Return the material word for word. Do not include the pictures.
>> start Provided data
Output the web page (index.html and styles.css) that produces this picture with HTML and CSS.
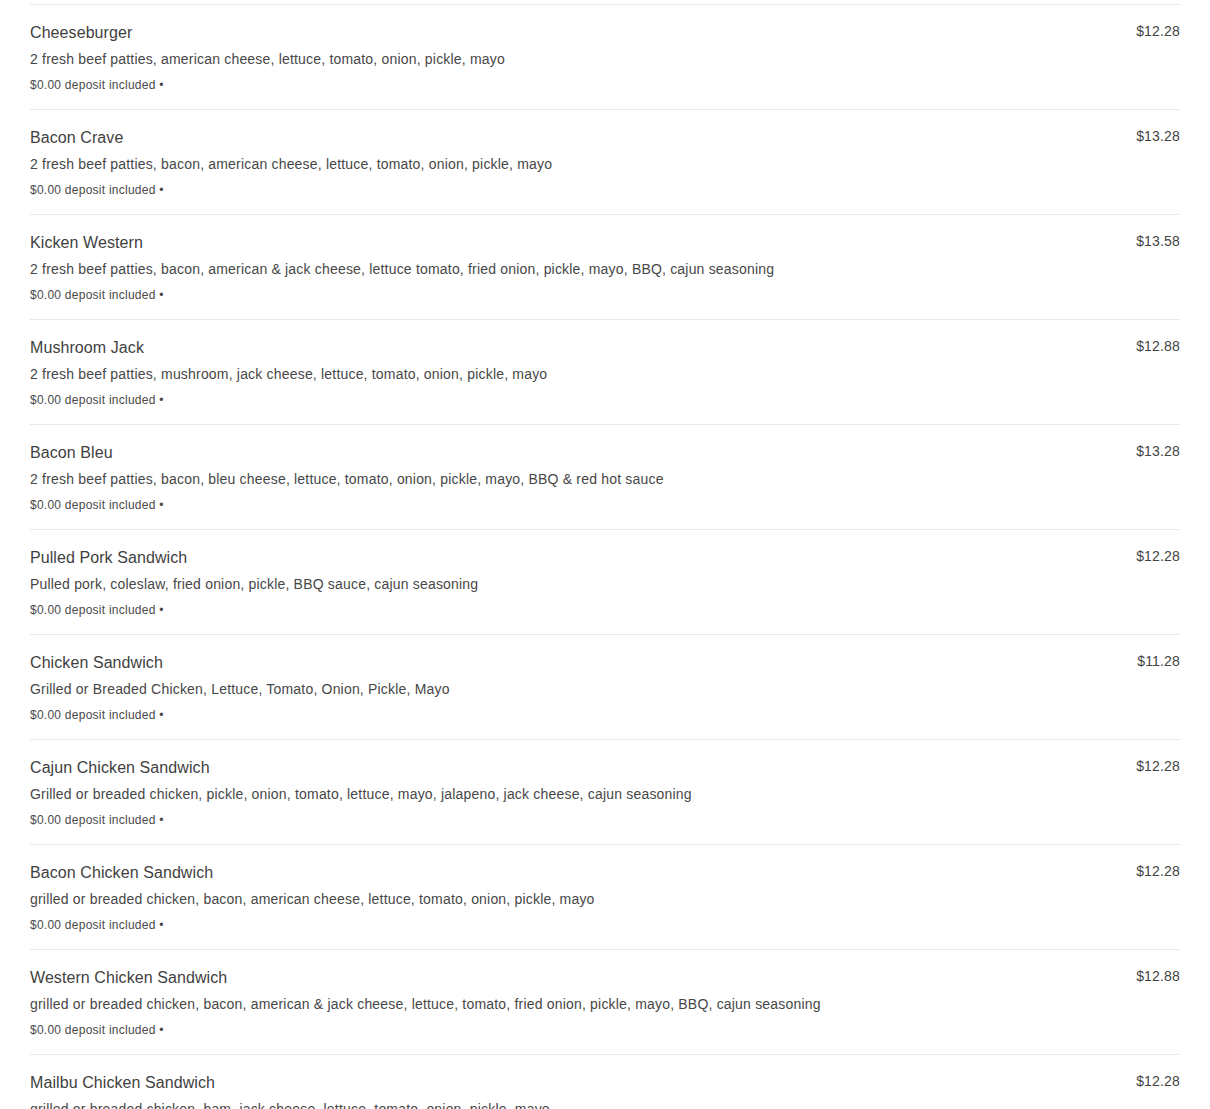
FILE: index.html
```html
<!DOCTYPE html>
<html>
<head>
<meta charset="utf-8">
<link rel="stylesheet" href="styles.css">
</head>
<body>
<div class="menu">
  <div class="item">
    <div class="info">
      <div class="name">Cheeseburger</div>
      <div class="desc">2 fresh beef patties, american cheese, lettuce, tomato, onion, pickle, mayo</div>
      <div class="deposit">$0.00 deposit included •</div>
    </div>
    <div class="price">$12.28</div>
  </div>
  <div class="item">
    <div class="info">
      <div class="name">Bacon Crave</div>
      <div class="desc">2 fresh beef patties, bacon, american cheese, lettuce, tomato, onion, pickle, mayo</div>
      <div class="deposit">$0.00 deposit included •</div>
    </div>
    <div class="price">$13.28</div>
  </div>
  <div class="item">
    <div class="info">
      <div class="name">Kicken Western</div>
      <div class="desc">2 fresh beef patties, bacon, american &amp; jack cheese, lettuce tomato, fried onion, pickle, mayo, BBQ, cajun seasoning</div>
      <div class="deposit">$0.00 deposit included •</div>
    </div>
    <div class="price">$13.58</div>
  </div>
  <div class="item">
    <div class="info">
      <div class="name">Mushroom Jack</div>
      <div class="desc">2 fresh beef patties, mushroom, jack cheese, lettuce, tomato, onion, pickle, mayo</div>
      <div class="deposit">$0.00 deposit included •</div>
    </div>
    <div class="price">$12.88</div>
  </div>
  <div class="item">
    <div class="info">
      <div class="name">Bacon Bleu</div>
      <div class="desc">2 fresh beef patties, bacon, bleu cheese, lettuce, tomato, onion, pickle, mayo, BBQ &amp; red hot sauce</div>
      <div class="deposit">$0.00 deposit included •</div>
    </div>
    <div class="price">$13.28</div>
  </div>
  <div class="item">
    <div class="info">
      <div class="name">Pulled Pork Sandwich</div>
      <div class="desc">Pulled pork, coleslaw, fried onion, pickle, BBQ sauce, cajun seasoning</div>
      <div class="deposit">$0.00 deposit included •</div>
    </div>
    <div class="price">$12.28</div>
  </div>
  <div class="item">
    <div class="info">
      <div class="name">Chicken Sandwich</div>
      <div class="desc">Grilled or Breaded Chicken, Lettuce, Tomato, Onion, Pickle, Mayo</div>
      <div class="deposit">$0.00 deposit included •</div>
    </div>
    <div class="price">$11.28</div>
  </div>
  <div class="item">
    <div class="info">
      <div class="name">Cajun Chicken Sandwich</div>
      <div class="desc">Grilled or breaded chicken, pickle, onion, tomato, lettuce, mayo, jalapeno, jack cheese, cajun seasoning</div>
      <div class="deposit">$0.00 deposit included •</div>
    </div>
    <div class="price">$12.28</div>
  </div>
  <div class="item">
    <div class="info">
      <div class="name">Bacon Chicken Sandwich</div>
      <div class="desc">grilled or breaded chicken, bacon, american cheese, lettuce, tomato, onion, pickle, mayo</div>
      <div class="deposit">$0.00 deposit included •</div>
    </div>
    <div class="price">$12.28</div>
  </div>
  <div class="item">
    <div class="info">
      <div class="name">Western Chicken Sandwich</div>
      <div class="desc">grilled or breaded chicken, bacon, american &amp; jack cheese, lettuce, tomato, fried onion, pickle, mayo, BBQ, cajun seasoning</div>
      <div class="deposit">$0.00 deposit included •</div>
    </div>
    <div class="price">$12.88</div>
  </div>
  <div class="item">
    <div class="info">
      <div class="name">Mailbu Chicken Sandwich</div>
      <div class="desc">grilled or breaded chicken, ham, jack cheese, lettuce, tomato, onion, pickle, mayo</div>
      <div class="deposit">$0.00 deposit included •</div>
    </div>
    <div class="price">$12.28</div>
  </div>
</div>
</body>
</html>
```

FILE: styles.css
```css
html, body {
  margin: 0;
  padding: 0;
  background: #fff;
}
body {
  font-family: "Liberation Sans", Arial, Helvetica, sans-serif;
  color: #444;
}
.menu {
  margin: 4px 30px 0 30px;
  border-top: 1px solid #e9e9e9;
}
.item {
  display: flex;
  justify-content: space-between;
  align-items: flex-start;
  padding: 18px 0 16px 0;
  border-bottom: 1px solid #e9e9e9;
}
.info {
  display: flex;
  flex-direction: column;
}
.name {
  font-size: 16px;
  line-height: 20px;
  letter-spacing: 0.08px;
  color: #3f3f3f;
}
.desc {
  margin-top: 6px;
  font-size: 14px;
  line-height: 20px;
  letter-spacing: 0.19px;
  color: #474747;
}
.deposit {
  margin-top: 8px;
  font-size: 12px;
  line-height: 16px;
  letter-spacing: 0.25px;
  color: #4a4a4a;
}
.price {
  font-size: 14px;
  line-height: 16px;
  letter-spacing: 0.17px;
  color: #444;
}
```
>> end Provided data
## Exercise output
Output the web page (index.html and styles.css) that produces this picture with HTML and CSS.
FILE: index.html
```html
<!DOCTYPE html>
<html>
<head>
<meta charset="utf-8">
<link rel="stylesheet" href="styles.css">
</head>
<body>
<div class="menu">
  <div class="item">
    <div class="info">
      <div class="name">Cheeseburger</div>
      <div class="desc">2 fresh beef patties, american cheese, lettuce, tomato, onion, pickle, mayo</div>
      <div class="deposit">$0.00 deposit included •</div>
    </div>
    <div class="price">$12.28</div>
  </div>
  <div class="item">
    <div class="info">
      <div class="name">Bacon Crave</div>
      <div class="desc">2 fresh beef patties, bacon, american cheese, lettuce, tomato, onion, pickle, mayo</div>
      <div class="deposit">$0.00 deposit included •</div>
    </div>
    <div class="price">$13.28</div>
  </div>
  <div class="item">
    <div class="info">
      <div class="name">Kicken Western</div>
      <div class="desc">2 fresh beef patties, bacon, american &amp; jack cheese, lettuce tomato, fried onion, pickle, mayo, BBQ, cajun seasoning</div>
      <div class="deposit">$0.00 deposit included •</div>
    </div>
    <div class="price">$13.58</div>
  </div>
  <div class="item">
    <div class="info">
      <div class="name">Mushroom Jack</div>
      <div class="desc">2 fresh beef patties, mushroom, jack cheese, lettuce, tomato, onion, pickle, mayo</div>
      <div class="deposit">$0.00 deposit included •</div>
    </div>
    <div class="price">$12.88</div>
  </div>
  <div class="item">
    <div class="info">
      <div class="name">Bacon Bleu</div>
      <div class="desc">2 fresh beef patties, bacon, bleu cheese, lettuce, tomato, onion, pickle, mayo, BBQ &amp; red hot sauce</div>
      <div class="deposit">$0.00 deposit included •</div>
    </div>
    <div class="price">$13.28</div>
  </div>
  <div class="item">
    <div class="info">
      <div class="name">Pulled Pork Sandwich</div>
      <div class="desc">Pulled pork, coleslaw, fried onion, pickle, BBQ sauce, cajun seasoning</div>
      <div class="deposit">$0.00 deposit included •</div>
    </div>
    <div class="price">$12.28</div>
  </div>
  <div class="item">
    <div class="info">
      <div class="name">Chicken Sandwich</div>
      <div class="desc">Grilled or Breaded Chicken, Lettuce, Tomato, Onion, Pickle, Mayo</div>
      <div class="deposit">$0.00 deposit included •</div>
    </div>
    <div class="price">$11.28</div>
  </div>
  <div class="item">
    <div class="info">
      <div class="name">Cajun Chicken Sandwich</div>
      <div class="desc">Grilled or breaded chicken, pickle, onion, tomato, lettuce, mayo, jalapeno, jack cheese, cajun seasoning</div>
      <div class="deposit">$0.00 deposit included •</div>
    </div>
    <div class="price">$12.28</div>
  </div>
  <div class="item">
    <div class="info">
      <div class="name">Bacon Chicken Sandwich</div>
      <div class="desc">grilled or breaded chicken, bacon, american cheese, lettuce, tomato, onion, pickle, mayo</div>
      <div class="deposit">$0.00 deposit included •</div>
    </div>
    <div class="price">$12.28</div>
  </div>
  <div class="item">
    <div class="info">
      <div class="name">Western Chicken Sandwich</div>
      <div class="desc">grilled or breaded chicken, bacon, american &amp; jack cheese, lettuce, tomato, fried onion, pickle, mayo, BBQ, cajun seasoning</div>
      <div class="deposit">$0.00 deposit included •</div>
    </div>
    <div class="price">$12.88</div>
  </div>
  <div class="item">
    <div class="info">
      <div class="name">Mailbu Chicken Sandwich</div>
      <div class="desc">grilled or breaded chicken, ham, jack cheese, lettuce, tomato, onion, pickle, mayo</div>
      <div class="deposit">$0.00 deposit included •</div>
    </div>
    <div class="price">$12.28</div>
  </div>
</div>
</body>
</html>
```

FILE: styles.css
```css
html, body {
  margin: 0;
  padding: 0;
  background: #fff;
}
body {
  font-family: "Liberation Sans", Arial, Helvetica, sans-serif;
  color: #444;
}
.menu {
  margin: 4px 30px 0 30px;
  border-top: 1px solid #e9e9e9;
}
.item {
  display: flex;
  justify-content: space-between;
  align-items: flex-start;
  padding: 18px 0 16px 0;
  border-bottom: 1px solid #e9e9e9;
}
.info {
  display: flex;
  flex-direction: column;
}
.name {
  font-size: 16px;
  line-height: 20px;
  letter-spacing: 0.08px;
  color: #3f3f3f;
}
.desc {
  margin-top: 6px;
  font-size: 14px;
  line-height: 20px;
  letter-spacing: 0.19px;
  color: #474747;
}
.deposit {
  margin-top: 8px;
  font-size: 12px;
  line-height: 16px;
  letter-spacing: 0.25px;
  color: #4a4a4a;
}
.price {
  font-size: 14px;
  line-height: 16px;
  letter-spacing: 0.17px;
  color: #444;
}
```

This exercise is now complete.